Shortly after Myfwt picked me up and we went to Putney to look for some suitable accessory and what have you for her birthday next week. I’ve learned that unless advised I’m bloody useless at buying gifts for the opposite sex, besides, I rather enjoy shopping with her believe it or not. After a travelling most of West London I was dropped off home in time for a pint with Frank, the weather was turning for the worst, Myfwt and I had already experienced hale and now temperatures plummeted like we lived up t’North or somewhere where men walk about in subzero temperatures with shaved heads and no shirts to speak of.

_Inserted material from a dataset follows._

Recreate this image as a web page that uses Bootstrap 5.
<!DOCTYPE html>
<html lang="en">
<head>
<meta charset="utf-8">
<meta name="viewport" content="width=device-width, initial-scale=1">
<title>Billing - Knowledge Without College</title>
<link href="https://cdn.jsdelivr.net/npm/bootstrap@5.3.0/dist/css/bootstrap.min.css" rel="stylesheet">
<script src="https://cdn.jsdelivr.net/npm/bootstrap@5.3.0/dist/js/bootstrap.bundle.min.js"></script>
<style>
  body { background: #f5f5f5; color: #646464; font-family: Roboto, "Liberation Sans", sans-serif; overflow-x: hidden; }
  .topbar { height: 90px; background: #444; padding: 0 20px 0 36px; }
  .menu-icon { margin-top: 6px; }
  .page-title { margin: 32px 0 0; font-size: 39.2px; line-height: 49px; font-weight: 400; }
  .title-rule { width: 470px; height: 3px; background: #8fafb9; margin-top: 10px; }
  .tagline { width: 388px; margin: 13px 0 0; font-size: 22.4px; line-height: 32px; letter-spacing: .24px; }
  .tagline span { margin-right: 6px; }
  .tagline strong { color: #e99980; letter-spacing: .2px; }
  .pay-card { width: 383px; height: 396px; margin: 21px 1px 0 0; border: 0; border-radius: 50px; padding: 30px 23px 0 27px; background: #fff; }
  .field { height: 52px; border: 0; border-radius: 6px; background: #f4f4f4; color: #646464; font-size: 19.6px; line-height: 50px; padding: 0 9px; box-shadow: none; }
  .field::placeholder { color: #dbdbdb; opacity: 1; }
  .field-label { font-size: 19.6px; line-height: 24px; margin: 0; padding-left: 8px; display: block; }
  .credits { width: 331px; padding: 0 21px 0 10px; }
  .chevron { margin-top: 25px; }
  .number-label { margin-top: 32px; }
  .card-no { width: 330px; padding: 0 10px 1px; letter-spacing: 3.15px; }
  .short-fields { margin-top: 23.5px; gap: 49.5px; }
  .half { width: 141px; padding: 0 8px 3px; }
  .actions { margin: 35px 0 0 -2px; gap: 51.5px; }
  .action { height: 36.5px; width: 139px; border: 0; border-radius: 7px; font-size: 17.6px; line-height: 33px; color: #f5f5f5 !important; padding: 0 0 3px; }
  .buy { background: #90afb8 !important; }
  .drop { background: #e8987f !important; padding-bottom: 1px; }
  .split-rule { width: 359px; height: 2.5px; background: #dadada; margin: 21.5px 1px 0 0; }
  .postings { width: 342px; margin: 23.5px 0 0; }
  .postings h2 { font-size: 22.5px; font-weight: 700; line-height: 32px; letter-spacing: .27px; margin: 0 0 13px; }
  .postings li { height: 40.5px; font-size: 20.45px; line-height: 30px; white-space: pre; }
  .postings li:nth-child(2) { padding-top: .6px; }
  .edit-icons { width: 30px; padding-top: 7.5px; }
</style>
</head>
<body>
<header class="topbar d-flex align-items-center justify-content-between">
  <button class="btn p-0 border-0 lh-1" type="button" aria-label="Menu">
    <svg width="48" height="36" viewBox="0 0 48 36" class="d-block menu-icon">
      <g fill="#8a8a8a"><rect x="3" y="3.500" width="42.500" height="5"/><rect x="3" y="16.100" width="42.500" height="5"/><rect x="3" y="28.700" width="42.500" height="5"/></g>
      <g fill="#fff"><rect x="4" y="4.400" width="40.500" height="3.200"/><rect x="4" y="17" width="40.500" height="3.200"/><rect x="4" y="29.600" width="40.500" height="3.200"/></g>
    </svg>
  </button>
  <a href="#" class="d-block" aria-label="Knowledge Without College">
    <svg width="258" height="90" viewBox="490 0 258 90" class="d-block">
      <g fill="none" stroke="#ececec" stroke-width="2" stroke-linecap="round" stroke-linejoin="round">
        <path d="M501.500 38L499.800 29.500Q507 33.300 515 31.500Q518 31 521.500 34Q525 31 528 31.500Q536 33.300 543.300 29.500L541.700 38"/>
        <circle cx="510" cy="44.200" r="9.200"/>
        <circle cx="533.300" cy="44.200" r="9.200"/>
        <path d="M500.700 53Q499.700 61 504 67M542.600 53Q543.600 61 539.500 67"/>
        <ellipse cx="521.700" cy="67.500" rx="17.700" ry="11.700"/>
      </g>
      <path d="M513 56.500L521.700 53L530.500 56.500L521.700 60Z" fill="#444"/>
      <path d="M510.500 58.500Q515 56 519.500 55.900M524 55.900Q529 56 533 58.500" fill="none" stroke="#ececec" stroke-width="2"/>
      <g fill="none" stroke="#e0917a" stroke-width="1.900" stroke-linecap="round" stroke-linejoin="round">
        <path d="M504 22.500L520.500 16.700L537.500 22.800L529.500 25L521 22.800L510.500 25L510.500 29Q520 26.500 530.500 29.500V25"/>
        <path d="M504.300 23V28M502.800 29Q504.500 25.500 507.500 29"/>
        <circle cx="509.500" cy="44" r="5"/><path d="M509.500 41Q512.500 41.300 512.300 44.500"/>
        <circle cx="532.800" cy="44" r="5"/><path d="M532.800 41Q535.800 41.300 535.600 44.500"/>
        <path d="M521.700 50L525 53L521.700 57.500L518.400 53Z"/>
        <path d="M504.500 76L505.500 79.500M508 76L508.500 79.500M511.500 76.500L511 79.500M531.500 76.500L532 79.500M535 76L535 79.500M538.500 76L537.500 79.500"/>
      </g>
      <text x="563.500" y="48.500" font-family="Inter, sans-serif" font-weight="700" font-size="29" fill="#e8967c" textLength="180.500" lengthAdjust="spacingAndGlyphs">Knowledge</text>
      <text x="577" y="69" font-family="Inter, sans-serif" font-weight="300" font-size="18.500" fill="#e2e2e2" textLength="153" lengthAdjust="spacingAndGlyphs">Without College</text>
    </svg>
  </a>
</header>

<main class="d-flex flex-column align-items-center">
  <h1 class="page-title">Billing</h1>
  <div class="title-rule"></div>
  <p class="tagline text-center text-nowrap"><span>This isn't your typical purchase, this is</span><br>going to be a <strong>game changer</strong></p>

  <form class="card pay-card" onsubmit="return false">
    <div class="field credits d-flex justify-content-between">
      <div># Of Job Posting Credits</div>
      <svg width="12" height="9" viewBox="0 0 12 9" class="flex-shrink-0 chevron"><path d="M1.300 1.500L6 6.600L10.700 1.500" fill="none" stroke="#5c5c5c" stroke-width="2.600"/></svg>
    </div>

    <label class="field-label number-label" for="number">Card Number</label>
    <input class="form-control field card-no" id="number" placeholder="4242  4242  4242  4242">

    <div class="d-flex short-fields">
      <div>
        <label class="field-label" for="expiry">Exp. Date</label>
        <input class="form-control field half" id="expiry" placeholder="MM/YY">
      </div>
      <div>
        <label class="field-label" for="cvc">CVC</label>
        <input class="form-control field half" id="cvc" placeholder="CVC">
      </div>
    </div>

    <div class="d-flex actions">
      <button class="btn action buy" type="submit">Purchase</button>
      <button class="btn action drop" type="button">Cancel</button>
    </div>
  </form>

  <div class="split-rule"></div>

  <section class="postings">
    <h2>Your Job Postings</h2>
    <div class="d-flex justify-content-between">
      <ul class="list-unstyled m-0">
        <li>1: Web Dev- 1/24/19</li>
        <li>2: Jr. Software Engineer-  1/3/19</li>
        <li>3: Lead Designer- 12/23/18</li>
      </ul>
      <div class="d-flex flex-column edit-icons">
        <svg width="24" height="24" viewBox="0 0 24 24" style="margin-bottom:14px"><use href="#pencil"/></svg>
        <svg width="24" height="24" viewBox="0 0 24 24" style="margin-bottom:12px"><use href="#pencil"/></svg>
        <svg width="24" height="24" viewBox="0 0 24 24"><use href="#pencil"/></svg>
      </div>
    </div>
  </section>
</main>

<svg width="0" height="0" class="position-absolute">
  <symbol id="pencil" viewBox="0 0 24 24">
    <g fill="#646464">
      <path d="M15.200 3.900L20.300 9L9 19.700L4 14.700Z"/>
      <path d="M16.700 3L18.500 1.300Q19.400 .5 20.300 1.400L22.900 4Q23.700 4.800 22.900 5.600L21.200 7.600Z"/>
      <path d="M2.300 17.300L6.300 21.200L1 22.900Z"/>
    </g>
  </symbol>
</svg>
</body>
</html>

Frank and I drank a few in our local toasting the passing of Jebus, the place was half dead but from our pint of view, ideal, as we could get to the bar without any obstruction or hindrance from competing punters. By the time I got home I was little tipsy, I watched a very disappointing French film (called 36, it misses the mark and has an air of misogyny about it that only the French can pass off as ‘romance’) whose subtitles I wound up watching by squinting through one inebriated eye before going to bed late.

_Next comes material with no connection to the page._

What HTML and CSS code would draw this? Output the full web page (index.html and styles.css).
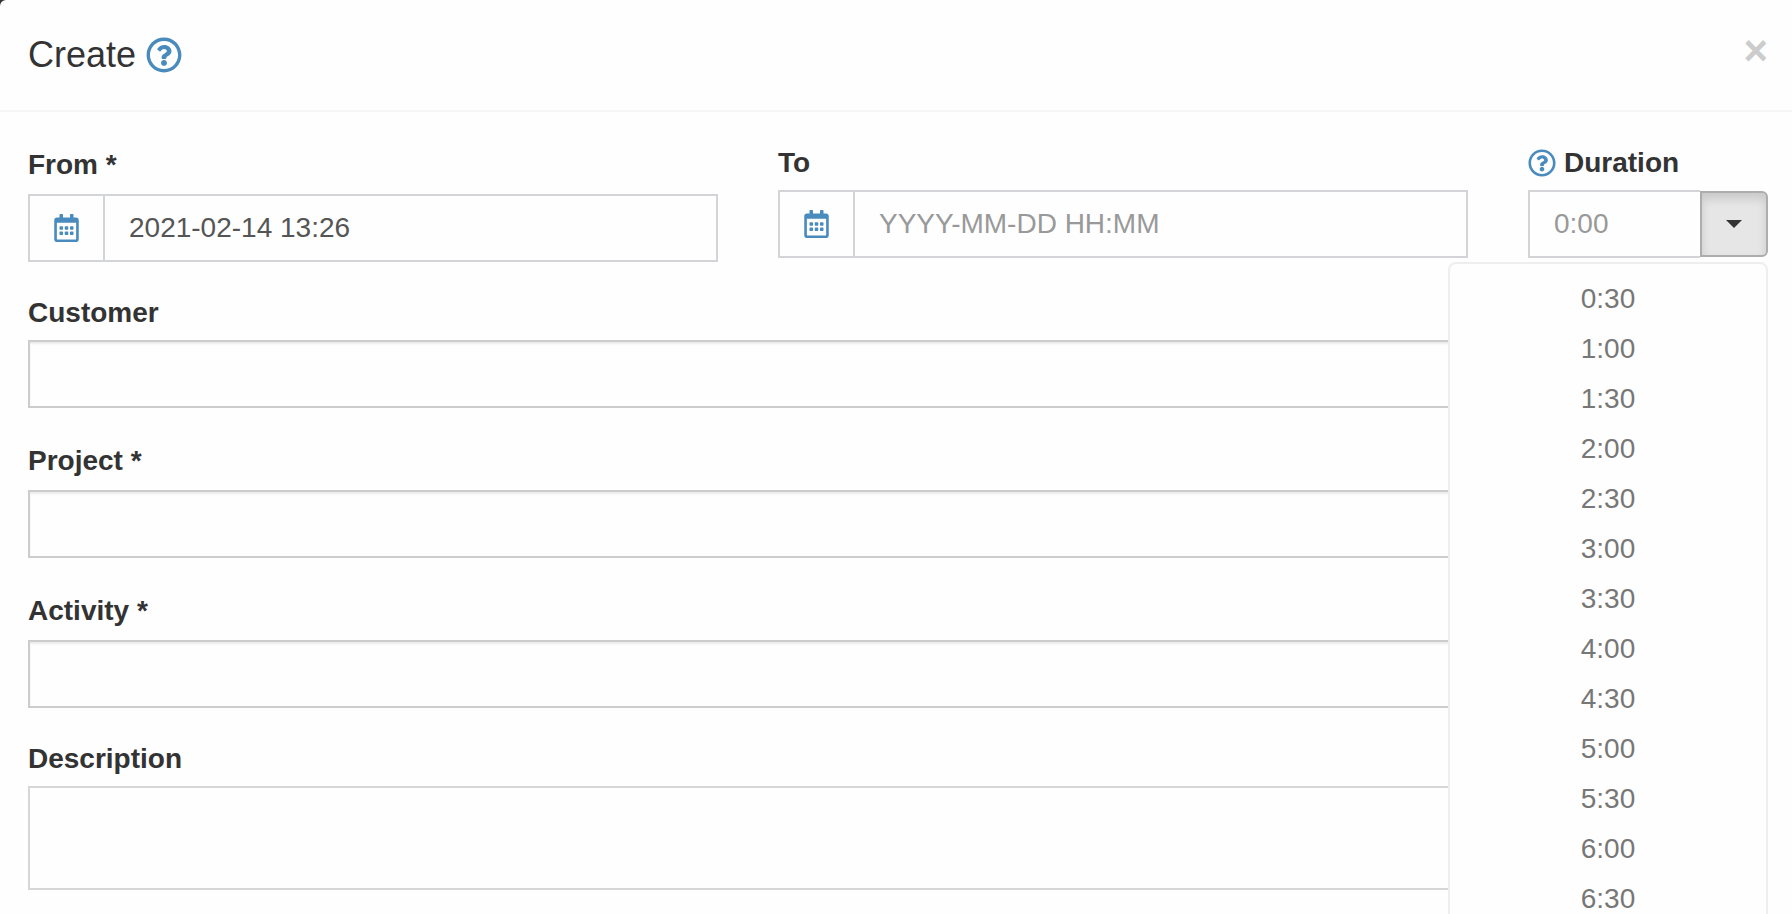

Subsequently Saturday was somewhat painful, this malaise caused me to spend most of the day sat in front of my PC trying in vain to download fucking Flash Player (which has mysteriously vanished from my PC) in order to view some Strutter on Youtube, over and above this I was also trying to make some Slayer happen on my fucking MP3/mobile thing via said PC.
Fucking technology, it’s all well and dandy when it works but when things don’t happen as they should it’s enough to result in innocent shoppers in Bluewater being randomly picked off by lone-gunmen after they’ve failed to post a Youtube soliloquy as to why they wouldn’t trot through Bluewater picking off innocent shoppers listening to South of Heaven by Slayer on their LG Viewty which, supposedly has an MP3 feature…
If this wasn’t bad enough, following the B&Q shopping trip (which was a waste of time incidentally, the showerhead is shit and the frame too small) I picked up Saturdays Guardian which features a fucking interview with that cunt Jordan. For fucks sake, what the FUCK is going on here? This harridan, this prostitute for post Orwellian society, this role-model of laziness and self-harm has maintained a presence thanks to gutter journalism and the not entirely commendable ability to remain in the public eye by exploiting herself, her disabled child and the arseholes that chose to suffer her tonesless ill-informed drone in order to drop their stinking extensions into her over active fundament. We’re supposed to think she’s some sort of business woman as she’s accrued zillions of squids by not letting a single day of our lives pass without some sort ‘news’ grabbing drivel about her tits being reduced/enlarged, her husband being great/a twat, her children being disables/not disabled, her joys/fears, her knickers/her lack-of, her, books, her perfume, her business, her bloody FUCKING FACE 24 FUCKING SEVEN AND NOW, MY BROADSHEET FEATURES HER LIPLESS FIZZOG IN ALL HER PROLETARIAT GLORY BY DAVID FUCKING BAILEY IF YOU PLEASE…GAH, IF I COULD DOWN LOAD FUCKING FLASH I WOULDN’T BE TYPING LIKE THIS, FOR THE LOVE OF THE CHILDREN OF THE WORLD SOMEONE HELP ME.
So, Saturday. Rubbish frankly… (though saved somewhat by a stunning roast in the evening in which I succeeded how to make drop-dead fresh gravy AND ensure the potatoes were crisper than Robinson Crusoe’s sock, actually, after that I watched Das Boot, a wonderful, Lord it was good and went to bed feeling, well, okay)
Sunday conversely was wonderful. I’d taped the Grand Prix which I watched after 9am, very disappointing, dull and not the result I’d hoped for, whilst eating Hot Cross buns at speed. I left to pick up my bro and his missus, freshly back from Kerala and all tanned up, and we travelled to my folks whilst I was regaled with hilarious diarrhoea-based tales located on boats made of coconut or something. The afternoon was wasted beautifully on lunch and niece-watching and much laughter did emanate from family Piqued, then farting. My niece can now crawl and stand which is splendid for her… though I somewhat took the joyous edge of the equation as this new found movement has resulted in archaic forms of entertainment being made redundant, for example, the ‘swinging robot’ (a quite violent combination of airborn staccato movements requiring sound and not insubstantial arm control) which used to illicit squeals of delight now causes unbound fear.
I met Myfwt at the flat later on and she essentially said ‘hello, I’m tired’ and fell asleep as I watched read, this resulted in her being awake far sooner that I on Bank Holiday Monday and I was forced to suffer second hand TV noises whilst I groaned in my pit. After breakfast we took ourselves off to rectify the shopping situation caused by Good Friday’s wilful consumerism which resulted in more money being spent much to my chagrin. Can’t complain though, it was all rather jolly and we ate sushi wrap in the car and everything.
The weekend ended quietly with Risotto and Cava, on a final note I don’t remember seeing snow at Easter before, what the bloody hell is going on with the weather? Global warming my botty.